Burglary, Vehicle contents or parts theft and Misdemeanor are the three most prevalent crimes in the 3-years period.
Besides vehicle theft that increased by 9.4% between 2016 and 2017, all other crime types showed a downward trend in the 3-years period reviewed.
Offenses causing death are the least crime incidents noted during the 3-years period.
Burglary recorded a significant decrease (31%) from 917 in January to 629 in February in 2017.
Boulevard des Galeries-d'Anjou, Anjou and Chemin de la Côte-de-Liesse, Saint-Laurent are the neighborhoods with the highest number of crimes in 2015, 2016 and 2017. Vehicle theft and vehicle contents or parts theft are the main common crime types noted in these neighborhoods.
Vehicle theft was particularly prominent in Chemin de la Côte-de-Liesse, Saint-Laurent in 2016 and in 2017. The neighbourhood has about 40% increase in vehicle theft from 2016 to 2017. Vehicle contents or parts theft recorded 22% increase within the same period.
Two cases of murder occurred in 2016 at Pavillon Sainte-Catherine, Rue Sainte-Catherine Est, Quartier des Spectacles, Centre-Ville, Ville-Marie.

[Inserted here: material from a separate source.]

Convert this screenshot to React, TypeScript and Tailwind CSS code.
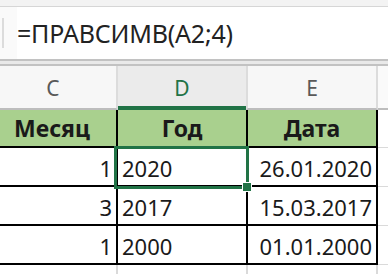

These are the highest murder cases within the 3-years period based on the dataset.
Crimes committed during the days (jour) in each year were about twice the total crimes registered in the evenings (soir) and in the nights (nuit) for the same year. However daytime crimes recorded 5.4% decrease from 2015 to 2016 and 2.2% decrease between 2016 and 2017.
PDQ38 and PDQ7 are the prominent among the top stations that registered most crime incidents in 2015, 2016 and 2017.
PDQ0 and PDQ55 recorded the least crime cases among the 3 top stations with low crime registrations in 2015, 2016 and 2017.